*Task objective:*
Extract the lines of the material below, beginning with the first and ending with the line that holds "import React from". Skip every picture.

*Task material:*
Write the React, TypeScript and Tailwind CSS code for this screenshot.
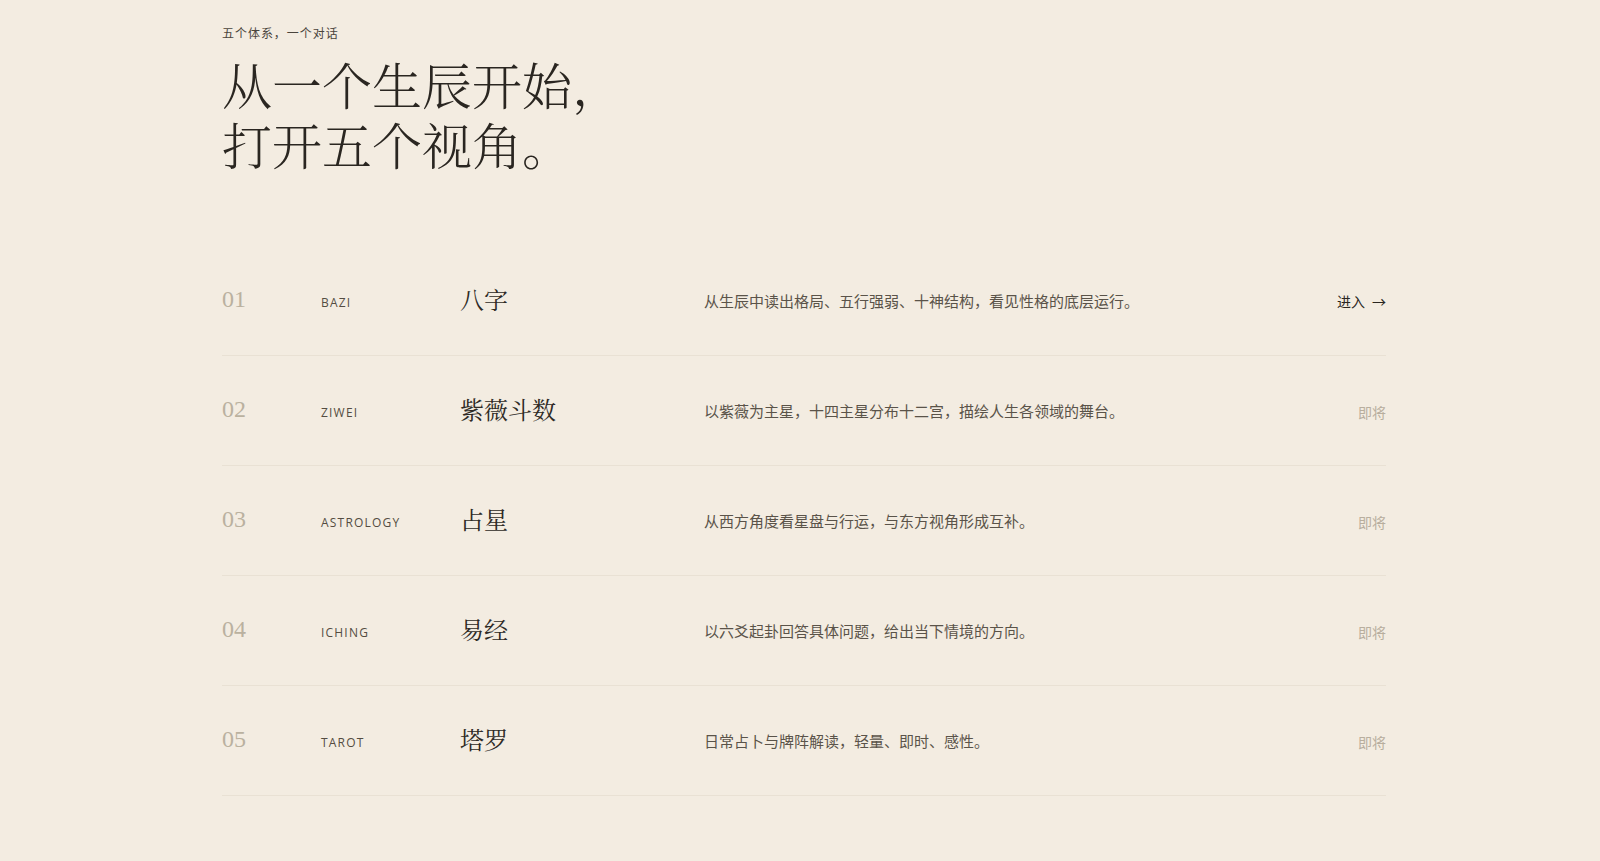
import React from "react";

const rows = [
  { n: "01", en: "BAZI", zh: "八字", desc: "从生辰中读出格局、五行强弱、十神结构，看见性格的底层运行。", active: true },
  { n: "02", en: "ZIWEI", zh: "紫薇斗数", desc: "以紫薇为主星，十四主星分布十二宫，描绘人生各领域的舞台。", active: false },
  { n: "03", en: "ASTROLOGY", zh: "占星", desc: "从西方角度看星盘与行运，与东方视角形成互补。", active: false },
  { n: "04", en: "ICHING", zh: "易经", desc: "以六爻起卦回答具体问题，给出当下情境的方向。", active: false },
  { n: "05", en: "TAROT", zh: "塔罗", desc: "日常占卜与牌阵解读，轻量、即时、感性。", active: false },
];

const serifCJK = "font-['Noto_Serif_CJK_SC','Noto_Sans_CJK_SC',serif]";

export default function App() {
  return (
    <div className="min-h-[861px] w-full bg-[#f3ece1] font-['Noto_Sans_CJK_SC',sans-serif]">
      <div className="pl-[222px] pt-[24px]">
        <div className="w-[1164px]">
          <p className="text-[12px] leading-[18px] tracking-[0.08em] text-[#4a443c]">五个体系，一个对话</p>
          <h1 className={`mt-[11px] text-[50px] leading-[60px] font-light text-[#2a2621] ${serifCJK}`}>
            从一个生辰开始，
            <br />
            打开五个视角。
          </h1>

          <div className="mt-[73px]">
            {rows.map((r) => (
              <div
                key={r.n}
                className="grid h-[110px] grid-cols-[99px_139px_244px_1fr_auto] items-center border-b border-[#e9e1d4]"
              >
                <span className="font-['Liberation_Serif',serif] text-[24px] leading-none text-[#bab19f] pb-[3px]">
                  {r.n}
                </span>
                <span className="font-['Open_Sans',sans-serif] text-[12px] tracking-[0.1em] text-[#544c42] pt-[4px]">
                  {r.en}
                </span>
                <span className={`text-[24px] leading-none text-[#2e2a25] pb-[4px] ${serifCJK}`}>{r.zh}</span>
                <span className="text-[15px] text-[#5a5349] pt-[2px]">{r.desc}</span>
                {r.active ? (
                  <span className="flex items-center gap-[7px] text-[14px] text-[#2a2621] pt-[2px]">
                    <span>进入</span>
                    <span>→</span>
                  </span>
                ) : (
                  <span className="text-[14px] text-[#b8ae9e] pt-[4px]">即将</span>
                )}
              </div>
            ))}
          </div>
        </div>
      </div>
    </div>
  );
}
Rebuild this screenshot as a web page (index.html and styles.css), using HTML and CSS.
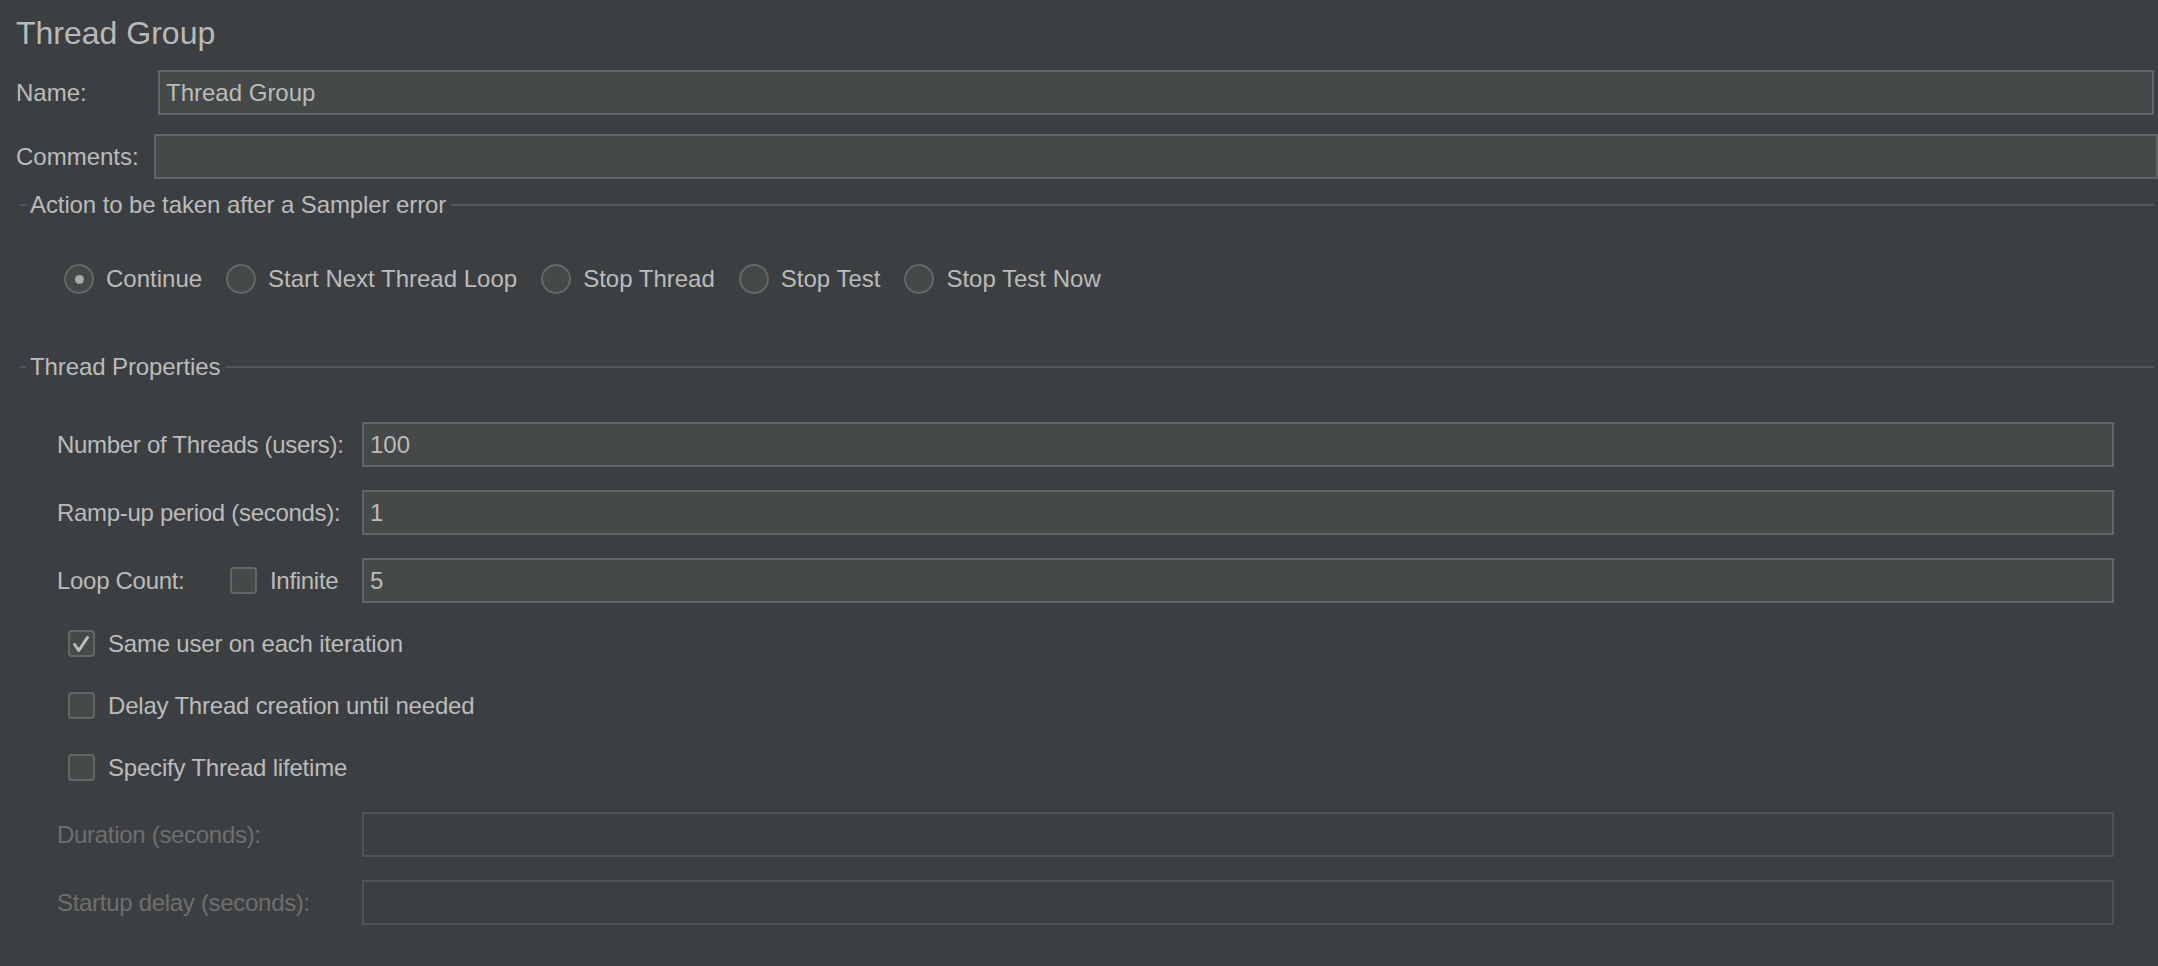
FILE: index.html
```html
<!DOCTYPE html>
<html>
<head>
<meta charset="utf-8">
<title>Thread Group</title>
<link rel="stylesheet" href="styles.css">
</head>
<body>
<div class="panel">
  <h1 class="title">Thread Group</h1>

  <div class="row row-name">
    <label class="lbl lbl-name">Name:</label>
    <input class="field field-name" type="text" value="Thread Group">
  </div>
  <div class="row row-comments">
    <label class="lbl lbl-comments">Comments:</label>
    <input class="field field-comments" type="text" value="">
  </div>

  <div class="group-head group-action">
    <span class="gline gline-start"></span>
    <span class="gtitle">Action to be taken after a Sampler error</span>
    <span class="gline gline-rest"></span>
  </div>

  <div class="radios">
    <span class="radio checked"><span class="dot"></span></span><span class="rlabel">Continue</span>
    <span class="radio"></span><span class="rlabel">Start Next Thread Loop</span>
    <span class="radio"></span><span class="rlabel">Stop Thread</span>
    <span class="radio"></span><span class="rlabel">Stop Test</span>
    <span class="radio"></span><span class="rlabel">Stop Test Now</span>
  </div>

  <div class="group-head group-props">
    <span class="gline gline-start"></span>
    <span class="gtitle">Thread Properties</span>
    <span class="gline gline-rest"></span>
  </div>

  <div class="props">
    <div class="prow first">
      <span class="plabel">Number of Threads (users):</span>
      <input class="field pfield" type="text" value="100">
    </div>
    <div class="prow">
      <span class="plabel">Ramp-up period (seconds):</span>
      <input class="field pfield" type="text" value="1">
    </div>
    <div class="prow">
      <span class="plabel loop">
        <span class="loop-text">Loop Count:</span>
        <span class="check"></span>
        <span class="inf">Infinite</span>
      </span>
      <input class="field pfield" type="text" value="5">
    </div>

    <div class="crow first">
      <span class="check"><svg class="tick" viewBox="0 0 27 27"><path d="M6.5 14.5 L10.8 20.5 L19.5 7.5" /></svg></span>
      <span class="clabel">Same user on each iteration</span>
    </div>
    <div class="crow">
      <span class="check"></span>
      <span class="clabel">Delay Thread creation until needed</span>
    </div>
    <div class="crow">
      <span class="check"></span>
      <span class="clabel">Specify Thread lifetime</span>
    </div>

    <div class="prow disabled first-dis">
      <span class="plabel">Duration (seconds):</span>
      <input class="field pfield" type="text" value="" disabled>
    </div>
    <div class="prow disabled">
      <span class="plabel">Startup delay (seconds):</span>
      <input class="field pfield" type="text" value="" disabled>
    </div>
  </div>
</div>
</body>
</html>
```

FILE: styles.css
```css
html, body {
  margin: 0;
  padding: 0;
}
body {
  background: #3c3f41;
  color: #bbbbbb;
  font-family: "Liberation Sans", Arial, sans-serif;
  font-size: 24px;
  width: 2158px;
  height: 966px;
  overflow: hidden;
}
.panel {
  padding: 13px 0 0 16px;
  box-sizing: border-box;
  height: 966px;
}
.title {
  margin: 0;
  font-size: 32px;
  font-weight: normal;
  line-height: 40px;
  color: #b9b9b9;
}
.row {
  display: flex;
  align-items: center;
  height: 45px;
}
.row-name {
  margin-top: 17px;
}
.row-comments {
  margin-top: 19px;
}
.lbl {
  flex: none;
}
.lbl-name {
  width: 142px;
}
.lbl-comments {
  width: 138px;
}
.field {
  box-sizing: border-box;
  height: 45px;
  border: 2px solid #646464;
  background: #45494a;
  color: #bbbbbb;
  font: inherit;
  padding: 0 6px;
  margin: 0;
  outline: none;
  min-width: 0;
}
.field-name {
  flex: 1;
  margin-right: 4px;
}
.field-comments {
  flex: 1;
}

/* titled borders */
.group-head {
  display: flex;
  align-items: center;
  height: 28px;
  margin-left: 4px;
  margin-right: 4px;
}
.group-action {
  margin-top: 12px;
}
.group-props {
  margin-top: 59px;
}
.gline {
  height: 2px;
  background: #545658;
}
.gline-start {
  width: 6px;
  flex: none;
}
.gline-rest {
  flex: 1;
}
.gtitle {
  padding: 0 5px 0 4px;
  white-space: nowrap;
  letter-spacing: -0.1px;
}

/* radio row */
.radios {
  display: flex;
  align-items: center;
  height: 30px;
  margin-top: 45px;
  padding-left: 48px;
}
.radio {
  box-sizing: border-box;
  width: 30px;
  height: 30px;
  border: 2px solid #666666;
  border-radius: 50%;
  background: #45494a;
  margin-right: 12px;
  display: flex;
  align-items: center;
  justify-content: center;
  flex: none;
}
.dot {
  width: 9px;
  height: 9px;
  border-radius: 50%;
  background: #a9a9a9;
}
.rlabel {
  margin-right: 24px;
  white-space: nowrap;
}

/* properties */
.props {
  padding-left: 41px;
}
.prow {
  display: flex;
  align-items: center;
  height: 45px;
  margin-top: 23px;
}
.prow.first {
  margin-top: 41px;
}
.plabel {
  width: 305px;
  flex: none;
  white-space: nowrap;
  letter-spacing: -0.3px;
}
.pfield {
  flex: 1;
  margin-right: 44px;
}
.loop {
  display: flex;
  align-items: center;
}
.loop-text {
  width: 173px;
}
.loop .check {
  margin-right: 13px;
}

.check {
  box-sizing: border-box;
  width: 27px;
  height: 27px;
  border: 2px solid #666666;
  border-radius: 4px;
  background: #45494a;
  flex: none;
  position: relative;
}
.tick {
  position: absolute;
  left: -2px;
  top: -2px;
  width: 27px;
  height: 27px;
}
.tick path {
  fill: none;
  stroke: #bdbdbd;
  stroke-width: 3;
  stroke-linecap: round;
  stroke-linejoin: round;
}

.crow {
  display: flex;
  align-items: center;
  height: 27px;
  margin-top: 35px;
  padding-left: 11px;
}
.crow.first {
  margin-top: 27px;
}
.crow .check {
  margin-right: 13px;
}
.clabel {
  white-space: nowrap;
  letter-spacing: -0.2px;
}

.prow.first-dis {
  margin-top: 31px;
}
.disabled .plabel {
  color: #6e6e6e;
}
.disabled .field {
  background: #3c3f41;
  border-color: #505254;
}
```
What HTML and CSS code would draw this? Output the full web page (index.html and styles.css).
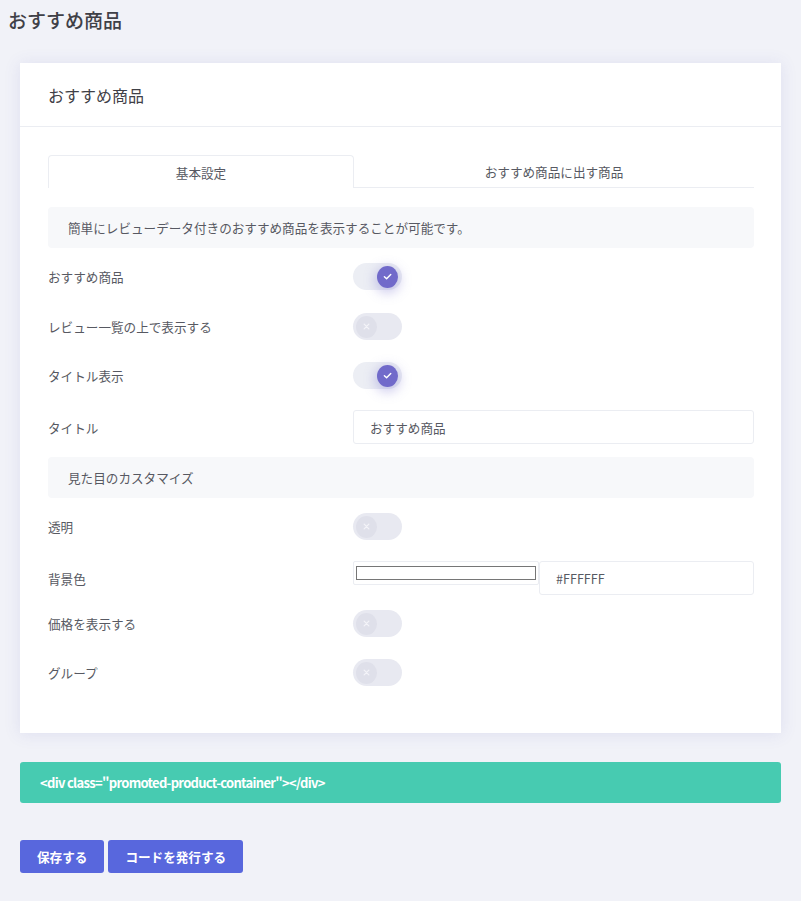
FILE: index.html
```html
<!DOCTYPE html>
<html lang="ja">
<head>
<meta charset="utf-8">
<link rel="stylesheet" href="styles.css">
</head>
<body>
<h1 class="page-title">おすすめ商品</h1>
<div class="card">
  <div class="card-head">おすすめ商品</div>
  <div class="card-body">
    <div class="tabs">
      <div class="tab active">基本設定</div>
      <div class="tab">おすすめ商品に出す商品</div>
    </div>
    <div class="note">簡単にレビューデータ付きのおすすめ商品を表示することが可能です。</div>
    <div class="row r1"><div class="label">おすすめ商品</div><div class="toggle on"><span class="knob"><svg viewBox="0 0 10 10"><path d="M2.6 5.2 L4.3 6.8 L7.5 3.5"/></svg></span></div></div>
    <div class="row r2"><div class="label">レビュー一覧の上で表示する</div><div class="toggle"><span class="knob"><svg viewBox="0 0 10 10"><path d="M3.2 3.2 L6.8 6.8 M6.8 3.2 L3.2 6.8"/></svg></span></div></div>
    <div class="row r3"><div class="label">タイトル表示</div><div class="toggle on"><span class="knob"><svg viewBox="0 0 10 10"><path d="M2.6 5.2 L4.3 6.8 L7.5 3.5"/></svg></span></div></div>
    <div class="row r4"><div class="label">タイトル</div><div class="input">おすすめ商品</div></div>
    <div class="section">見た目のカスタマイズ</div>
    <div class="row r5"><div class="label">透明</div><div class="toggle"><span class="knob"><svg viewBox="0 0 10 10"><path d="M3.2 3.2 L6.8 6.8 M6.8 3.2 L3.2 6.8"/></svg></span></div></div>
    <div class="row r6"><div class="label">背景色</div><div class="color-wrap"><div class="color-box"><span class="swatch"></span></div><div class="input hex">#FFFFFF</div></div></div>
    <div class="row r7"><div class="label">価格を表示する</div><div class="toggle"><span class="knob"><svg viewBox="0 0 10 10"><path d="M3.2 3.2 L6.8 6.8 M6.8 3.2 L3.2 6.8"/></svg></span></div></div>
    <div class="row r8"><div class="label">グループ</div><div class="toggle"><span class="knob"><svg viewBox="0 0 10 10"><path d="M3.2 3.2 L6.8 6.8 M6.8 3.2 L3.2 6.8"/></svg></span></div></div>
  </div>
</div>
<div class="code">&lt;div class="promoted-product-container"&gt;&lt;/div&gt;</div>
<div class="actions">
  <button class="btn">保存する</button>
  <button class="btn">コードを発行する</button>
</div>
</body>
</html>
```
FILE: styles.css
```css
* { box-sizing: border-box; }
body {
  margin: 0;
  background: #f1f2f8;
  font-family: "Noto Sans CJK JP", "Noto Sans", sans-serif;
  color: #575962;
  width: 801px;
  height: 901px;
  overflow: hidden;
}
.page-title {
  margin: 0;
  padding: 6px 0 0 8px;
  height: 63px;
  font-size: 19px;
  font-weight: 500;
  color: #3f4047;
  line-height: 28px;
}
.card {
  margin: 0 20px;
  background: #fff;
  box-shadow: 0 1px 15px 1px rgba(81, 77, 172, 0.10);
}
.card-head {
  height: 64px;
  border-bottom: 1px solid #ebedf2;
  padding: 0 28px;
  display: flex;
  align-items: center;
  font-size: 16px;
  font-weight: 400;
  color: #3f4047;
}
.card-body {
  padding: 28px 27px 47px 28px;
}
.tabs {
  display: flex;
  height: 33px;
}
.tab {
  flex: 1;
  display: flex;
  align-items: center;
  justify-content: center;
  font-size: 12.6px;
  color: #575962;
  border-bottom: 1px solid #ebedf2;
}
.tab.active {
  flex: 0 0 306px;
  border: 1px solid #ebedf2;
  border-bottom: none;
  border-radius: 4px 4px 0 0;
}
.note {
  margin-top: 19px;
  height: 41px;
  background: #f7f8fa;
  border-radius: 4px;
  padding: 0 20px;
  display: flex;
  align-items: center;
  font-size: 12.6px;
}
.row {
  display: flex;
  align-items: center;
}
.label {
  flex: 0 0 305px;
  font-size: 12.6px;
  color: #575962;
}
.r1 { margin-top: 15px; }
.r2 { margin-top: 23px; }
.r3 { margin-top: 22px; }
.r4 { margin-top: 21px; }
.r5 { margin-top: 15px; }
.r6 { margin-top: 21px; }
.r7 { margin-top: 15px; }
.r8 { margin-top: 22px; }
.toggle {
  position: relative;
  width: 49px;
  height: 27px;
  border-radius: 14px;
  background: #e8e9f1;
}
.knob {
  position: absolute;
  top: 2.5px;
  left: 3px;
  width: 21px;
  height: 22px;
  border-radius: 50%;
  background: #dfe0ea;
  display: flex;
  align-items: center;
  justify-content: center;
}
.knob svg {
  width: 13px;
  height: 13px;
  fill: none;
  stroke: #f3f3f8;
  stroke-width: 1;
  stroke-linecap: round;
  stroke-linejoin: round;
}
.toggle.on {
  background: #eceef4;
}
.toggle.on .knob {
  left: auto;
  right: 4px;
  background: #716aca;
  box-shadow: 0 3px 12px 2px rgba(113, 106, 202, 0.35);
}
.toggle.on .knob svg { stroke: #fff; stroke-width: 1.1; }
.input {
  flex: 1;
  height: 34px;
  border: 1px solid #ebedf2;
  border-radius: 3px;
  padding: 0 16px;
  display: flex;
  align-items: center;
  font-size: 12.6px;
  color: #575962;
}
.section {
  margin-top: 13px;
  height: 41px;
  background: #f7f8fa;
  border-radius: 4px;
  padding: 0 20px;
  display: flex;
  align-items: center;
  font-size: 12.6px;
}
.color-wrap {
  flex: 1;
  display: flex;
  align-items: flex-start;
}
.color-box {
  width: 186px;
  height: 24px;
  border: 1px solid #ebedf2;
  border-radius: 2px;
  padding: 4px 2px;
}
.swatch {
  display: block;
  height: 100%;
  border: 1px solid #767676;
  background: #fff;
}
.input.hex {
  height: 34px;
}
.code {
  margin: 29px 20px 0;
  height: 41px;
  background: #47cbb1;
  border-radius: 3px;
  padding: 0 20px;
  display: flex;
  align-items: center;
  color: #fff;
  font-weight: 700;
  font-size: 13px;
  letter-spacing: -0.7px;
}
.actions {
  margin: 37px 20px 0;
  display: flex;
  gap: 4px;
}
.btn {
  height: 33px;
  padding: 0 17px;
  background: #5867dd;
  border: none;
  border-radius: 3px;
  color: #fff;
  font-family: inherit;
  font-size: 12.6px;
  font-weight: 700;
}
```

*Response to the exercise:*
Write the React, TypeScript and Tailwind CSS code for this screenshot.
import React from "react";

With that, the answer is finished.